The --image-name cli arg does seem to expose the concept of images directly to the user though. It seems that you chose to expose the "build" container and logs as the REST'ful noun that are the remnants of the "build" action. It feels like it would be more intuitive to the end user to expose "image" as the noun instead: toolforge image build ..., toolforge image list, toolforge image delete ...`.

Yep, that option was a leak from the early phase, when we allowed to pass most tekton task options through the cli as we were investigating, it was not removed because it would enable this "temporary™" hack for people that wanted more than one component before we actually support components natively, though people starting to rely on it and the possible confusion of half-exposing an interface was considered.

If this is blocking or critical, we can try to find a workaround before that, so let us know if so.

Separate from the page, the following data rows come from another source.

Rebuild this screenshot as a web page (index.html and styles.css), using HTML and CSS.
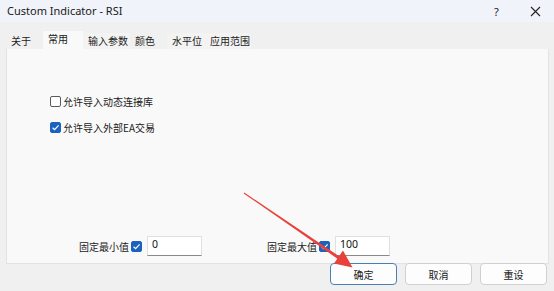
FILE: index.html
```html
<!DOCTYPE html>
<html>
<head>
<meta charset="utf-8">
<link rel="stylesheet" href="styles.css">
</head>
<body>
<div class="win">
  <div class="titlebar">
    <span class="title">Custom Indicator - RSI</span>
    <span class="help">?</span>
    <span class="close">
      <svg width="11" height="11" viewBox="0 0 11 11"><path d="M1 1 L10 10 M10 1 L1 10" stroke="#222" stroke-width="1.1" fill="none"/></svg>
    </span>
  </div>
  <div class="tabs">
    <div class="tab t1">关于</div>
    <div class="tab t2 sel">常用</div>
    <div class="tab t3">输入参数</div>
    <div class="tab t4">颜色</div>
    <div class="tab t5">水平位</div>
    <div class="tab t6">应用范围</div>
  </div>
  <div class="panel">
    <div class="checks">
      <div class="crow"><span class="cb"></span><span class="lbl">允许导入动态连接库</span></div>
      <div class="crow"><span class="cb on"><svg width="11" height="11" viewBox="0 0 11 11"><path d="M2.6 5.8 L4.6 7.7 L8.6 3.4" stroke="#fff" stroke-width="1.2" fill="none"/></svg></span><span class="lbl">允许导入外部EA交易</span></div>
    </div>
    <div class="spacer"></div>
    <div class="fixrow">
      <div class="grp g1">
        <span class="lbl">固定最小值</span>
        <span class="cb on small"><svg width="11" height="11" viewBox="0 0 11 11"><path d="M2.6 5.8 L4.6 7.7 L8.6 3.4" stroke="#fff" stroke-width="1.2" fill="none"/></svg></span>
        <span class="inp">0</span>
      </div>
      <div class="grp g2">
        <span class="lbl">固定最大值</span>
        <span class="cb on small"><svg width="11" height="11" viewBox="0 0 11 11"><path d="M2.6 5.8 L4.6 7.7 L8.6 3.4" stroke="#fff" stroke-width="1.2" fill="none"/></svg></span>
        <span class="inp">100</span>
      </div>
    </div>
  </div>
  <div class="buttons">
    <div class="btn focus">确定</div>
    <div class="btn">取消</div>
    <div class="btn">重设</div>
  </div>
  <svg class="arrow" width="554" height="291" viewBox="0 0 554 291">
    <polygon points="243.7,193.4 244.3,192.6 341.2,257.6 339.6,260.2" fill="#e8403a"/>
    <polygon points="352.5,267.5 334,263.5 343,250.5" fill="#e8403a"/>
  </svg>
</div>
</body>
</html>
```
FILE: styles.css
```css
* { box-sizing: border-box; }
html, body { margin: 0; padding: 0; }
body {
  width: 554px;
  height: 291px;
  overflow: hidden;
  background: #f0f0f0;
  font-family: "Noto Sans", "Noto Sans CJK SC", sans-serif;
  color: #1a1a1a;
}
.win {
  position: relative;
  width: 554px;
  height: 291px;
  display: flex;
  flex-direction: column;
}
.titlebar {
  height: 22px;
  background: #f0f3f9;
  display: flex;
  align-items: center;
  padding-left: 7px;
}
.title {
  font-size: 11px;
  flex: 1;
  color: #1a1a1a;
  padding-bottom: 2px;
}
.help {
  font-size: 11px;
  width: 12px;
  margin-right: 24px;
  color: #222;
}
.close {
  width: 11px;
  height: 11px;
  margin-right: 13px;
  display: flex;
}
.tabs {
  display: flex;
  align-items: flex-end;
  margin-top: 9px;
  padding-left: 6px;
  height: 18px;
  font-family: "Noto Sans CJK SC", sans-serif;
  font-size: 10px;
}
.tab {
  height: 16px;
  line-height: 15px;
  padding-left: 5px;
  background: #f0f0f0;
  color: #222;
}
.t1 { width: 37px; }
.t2 { width: 40px; }
.t3 { width: 47px; background: #f3f3f3; }
.t4 { width: 37px; }
.t5 { width: 38px; background: #f3f3f3; }
.t6 { width: 46px; background: #f3f3f3; }
.tab.sel {
  height: 18px;
  line-height: 16px;
  background: #f9f9f9;
  padding-left: 5px;
}
.panel {
  margin-left: 6px;
  margin-right: 5px;
  height: 215px;
  background: #f9f9f9;
  border: 1px solid #e3e3e3;
  border-top: none;
  display: flex;
  flex-direction: column;
  font-family: "Noto Sans CJK SC", sans-serif;
  font-size: 10px;
}
.checks {
  margin-top: 47px;
  padding-left: 43px;
  display: flex;
  flex-direction: column;
  gap: 15px;
}
.crow {
  display: flex;
  align-items: center;
  height: 11px;
}
.cb {
  width: 11px;
  height: 11px;
  border: 1px solid #5a5a5a;
  border-radius: 2px;
  background: #fff;
  display: flex;
  align-items: center;
  justify-content: center;
  flex: none;
}
.cb.on {
  background: #1b62bf;
  border-color: #1b62bf;
}
.cb svg { display: block; margin: -1px; }
.crow .lbl { margin-left: 2px; color: #1a1a1a; }
.spacer { flex: 1; }
.fixrow {
  display: flex;
  padding-left: 72px;
  margin-bottom: 7px;
}
.grp {
  display: flex;
  align-items: center;
}
.g1 { width: 188px; }
.grp .lbl { width: 50px; margin-right: 2px; color: #1a1a1a; }
.inp {
  width: 55px;
  height: 20px;
  margin-left: 5px;
  background: #fff;
  border: 1px solid #e0e0e0;
  border-bottom: 1px solid #8a8a8a;
  font-family: "Noto Sans", sans-serif;
  font-size: 10.5px;
  line-height: 13px;
  padding-left: 4px;
  padding-top: 1px;
  color: #111;
}
.buttons {
  display: flex;
  justify-content: flex-end;
  gap: 8px;
  padding-right: 7px;
  margin-top: -1px;
}
.btn {
  width: 67px;
  height: 22px;
  border: 1px solid #d0d0d0;
  border-radius: 4px;
  background: #fdfdfd;
  font-family: "Noto Sans CJK SC", sans-serif;
  font-size: 10px;
  display: flex;
  align-items: center;
  justify-content: center;
  color: #1a1a1a;
}
.btn.focus {
  border-color: #4a7fb5;
}
.arrow {
  position: absolute;
  left: 0;
  top: 0;
  pointer-events: none;
}
```
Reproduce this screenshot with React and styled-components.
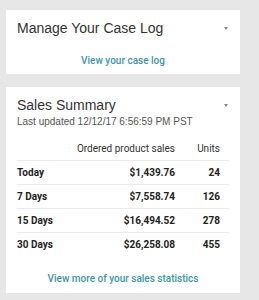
import styled, { createGlobalStyle } from "styled-components";

const GlobalStyle = createGlobalStyle`
  html, body {
    margin: 0;
    padding: 0;
    background: #e7e7e7;
  }
`;

const Page = styled.div`
  display: flex;
  flex-direction: column;
  gap: 13px;
  padding: 10px 0 0 6px;
  width: 234px;
`;

const Card = styled.section`
  background: #fff;
  padding: 10px 11px 0 11px;
  height: ${(props) => props.height};
  box-sizing: border-box;
  display: flex;
  flex-direction: column;
`;

const Header = styled.div`
  display: flex;
  justify-content: space-between;
  align-items: flex-start;
`;

const Title = styled.h2`
  margin: 0;
  font-family: "Liberation Sans", Arial, sans-serif;
  font-size: 14px;
  font-weight: 400;
  color: #333;
  line-height: 16px;
`;

const Caret = styled.span`
  width: 0;
  height: 0;
  margin-top: 7px;
  margin-right: 1px;
  border-left: 2.5px solid transparent;
  border-right: 2.5px solid transparent;
  border-top: 3px solid #8a8a8a;
`;

const Updated = styled.p`
  margin: 3px 0 0;
  font-family: "Liberation Sans", Arial, sans-serif;
  font-size: 10px;
  line-height: 12px;
  color: #555;
`;

const Link = styled.a`
  display: block;
  text-align: center;
  font-family: Roboto, sans-serif;
  font-size: 10px;
  line-height: 14px;
  font-weight: 500;
  color: #3a96ac;
  text-decoration: none;
  margin-top: ${(props) => props.top};
`;

const Table = styled.div`
  margin-top: 13px;
  font-family: Roboto, sans-serif;
  font-size: 10px;
  color: #222;
`;

const Row = styled.div`
  display: grid;
  grid-template-columns: 1fr 110px 45px;
  align-items: center;
  height: ${(props) => (props.head ? "14px" : "23px")};
  padding-bottom: ${(props) => (props.head ? "5px" : "0")};
  border-bottom: ${(props) => (props.last ? "none" : "1px solid #ebebeb")};
  font-weight: ${(props) => (props.head ? 400 : 700)};
  color: ${(props) => (props.head ? "#333" : "#222")};
`;

const Cell = styled.span`
  text-align: ${(props) => (props.right ? "right" : "left")};
  white-space: nowrap;
  padding-right: ${(props) => (props.right ? "9px" : "0")};
`;

const rows = [
  ["Today", "$1,439.76", "24"],
  ["7 Days", "$7,558.74", "126"],
  ["15 Days", "$16,494.52", "278"],
  ["30 Days", "$26,258.08", "455"],
];

const App = () => {
  return (
    <>
      <GlobalStyle />
      <Page>
        <Card height="64px">
          <Header>
            <Title>Manage Your Case Log</Title>
            <Caret />
          </Header>
          <Link top="18px">View your case log</Link>
        </Card>

        <Card height="206px">
          <Header>
            <Title>Sales Summary</Title>
            <Caret />
          </Header>
          <Updated>Last updated 12/12/17 6:56:59 PM PST</Updated>
          <Table>
            <Row head>
              <span />
              <Cell right>Ordered product sales</Cell>
              <Cell right>Units</Cell>
            </Row>
            {rows.map(([label, sales, units], i) => (
              <Row key={label} last={i === rows.length - 1}>
                <Cell>{label}</Cell>
                <Cell right>{sales}</Cell>
                <Cell right>{units}</Cell>
              </Row>
            ))}
          </Table>
          <Link top="16px">View more of your sales statistics</Link>
        </Card>
      </Page>
    </>
  );
};

export default App;
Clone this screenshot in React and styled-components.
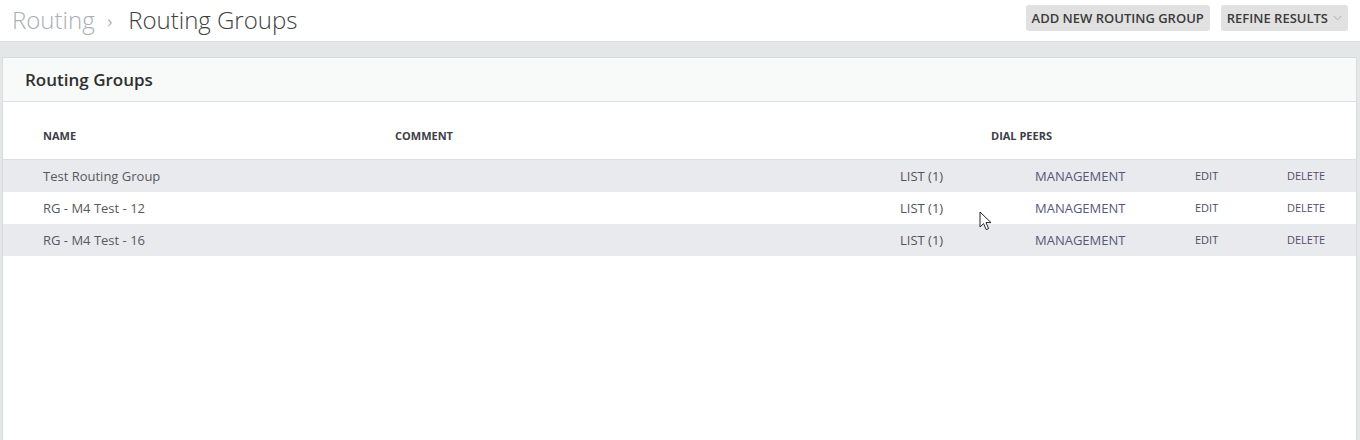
import React from "react";
import styled, { createGlobalStyle } from "styled-components";

const GlobalStyle = createGlobalStyle`
  html, body {
    margin: 0;
    padding: 0;
    height: 100%;
    background: #e4e7e8;
    font-family: "Open Sans", "Liberation Sans", sans-serif;
    overflow: hidden;
  }
  #root {
    height: 100%;
  }
`;

const Page = styled.div`
  display: flex;
  flex-direction: column;
  height: 100%;
  position: relative;
`;

const TopBar = styled.header`
  height: 42px;
  box-sizing: border-box;
  background: #fff;
  border-bottom: 1px solid #d9dddf;
  display: flex;
  align-items: center;
  justify-content: space-between;
  padding: 0 12px 0 12px;
`;

const Crumbs = styled.div`
  display: flex;
  align-items: center;
  font-size: 24px;
  font-weight: 300;
  margin-top: -2px;
`;

const Crumb = styled.span`
  color: ${(p) => (p.$current ? "#3f3f3f" : "#a9afb3")};
`;

const Sep = styled.span`
  color: #8a9095;
  font-size: 18px;
  margin: 0 16px 0 13px;
  position: relative;
  top: 1px;
`;

const Actions = styled.div`
  display: flex;
  gap: 11px;
  margin-top: -6px;
`;

const ActionButton = styled.button`
  height: 26px;
  border: none;
  border-radius: 3px;
  background: #e1e1e1;
  color: #3b3b3b;
  font-family: inherit;
  font-size: 13px;
  font-weight: 600;
  padding: 0 6px;
  display: flex;
  align-items: center;
  gap: 5px;
  cursor: pointer;
`;

const Main = styled.main`
  flex: 1;
  padding: 15px 3px 0 2px;
  display: flex;
`;

const Panel = styled.section`
  flex: 1;
  background: #fff;
  border: 1px solid #d9dcde;
  border-bottom: none;
  display: flex;
  flex-direction: column;
`;

const PanelHead = styled.div`
  height: 44px;
  box-sizing: border-box;
  background: #f8f9f9;
  border-bottom: 1px solid #dcdfe1;
  display: flex;
  align-items: center;
  padding-left: 22px;
  font-size: 17px;
  font-weight: 600;
  color: #2f2f2f;
`;

const Row = styled.div`
  display: grid;
  grid-template-columns: 352px 505px 135px 160px 92px 1fr;
  padding-left: 40px;
  align-items: center;
  height: ${(p) => (p.$head ? "58px" : "32px")};
  background: ${(p) => (p.$striped ? "#e9eaed" : "#fff")};
  border-bottom: ${(p) => (p.$head ? "1px solid #dcdfe3" : "none")};
  padding-top: ${(p) => (p.$head ? "10px" : "0")};
  box-sizing: border-box;
`;

const HeadCell = styled.div`
  font-size: 11px;
  font-weight: 700;
  color: #3c4046;
  grid-column: ${(p) => p.$span || "auto"};
  padding-left: ${(p) => p.$indent || 0}px;
`;

const Cell = styled.div`
  font-size: ${(p) => (p.$small ? "11px" : "13px")};
  color: ${(p) => p.$color || "#555a60"};
  white-space: nowrap;
  margin-top: ${(p) => (p.$small ? "-2px" : "0")};
`;

const Pointer = styled.svg`
  position: absolute;
  left: 979px;
  top: 211px;
`;

const groups = [
  { name: "Test Routing Group", comment: "", peers: 1 },
  { name: "RG - M4 Test - 12", comment: "", peers: 1 },
  { name: "RG - M4 Test - 16", comment: "", peers: 1 },
];

export default function App() {
  return (
    <Page>
      <GlobalStyle />
      <TopBar>
        <Crumbs>
          <Crumb>Routing</Crumb>
          <Sep>›</Sep>
          <Crumb $current>Routing Groups</Crumb>
        </Crumbs>
        <Actions>
          <ActionButton>ADD NEW ROUTING GROUP</ActionButton>
          <ActionButton>
            REFINE RESULTS
            <svg width="9" height="6" viewBox="0 0 9 6">
              <path d="M0.5 0.8 L4.5 4.8 L8.5 0.8" fill="none" stroke="#a8adb2" strokeWidth="1" />
            </svg>
          </ActionButton>
        </Actions>
      </TopBar>
      <Main>
        <Panel>
          <PanelHead>Routing Groups</PanelHead>
          <Row $head>
            <HeadCell>NAME</HeadCell>
            <HeadCell>COMMENT</HeadCell>
            <HeadCell $span="3 / 5" $indent={91}>DIAL PEERS</HeadCell>
          </Row>
          {groups.map((g, i) => (
            <Row key={g.name} $striped={i % 2 === 0}>
              <Cell>{g.name}</Cell>
              <Cell>{g.comment}</Cell>
              <Cell $color="#4f545a">LIST ({g.peers})</Cell>
              <Cell $color="#56587a">MANAGEMENT</Cell>
              <Cell $small $color="#475260">EDIT</Cell>
              <Cell $small $color="#5a4b6c">DELETE</Cell>
            </Row>
          ))}
        </Panel>
      </Main>
      <Pointer width="14" height="22" viewBox="0 0 14 22">
        <path
          d="M1 1 L1 16 L4.6 12.6 L7.2 18.6 L9.6 17.6 L7 11.6 L12 11.6 Z"
          fill="#fff"
          stroke="#222"
          strokeWidth="1"
          strokeLinejoin="round"
        />
      </Pointer>
    </Page>
  );
}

At this point it seems likely that this is only a power user or experimental learner problem. The problems is most likely to manifest when --image-name has been used to store more than one image in the tool's quota restricted registry namespace.

👍, will focus on getting the components first then.

fnegri changed the task status from In Progress to Stalled.Jan 5 2026, 6:41 PM
fnegri added a project: cloud-services-team.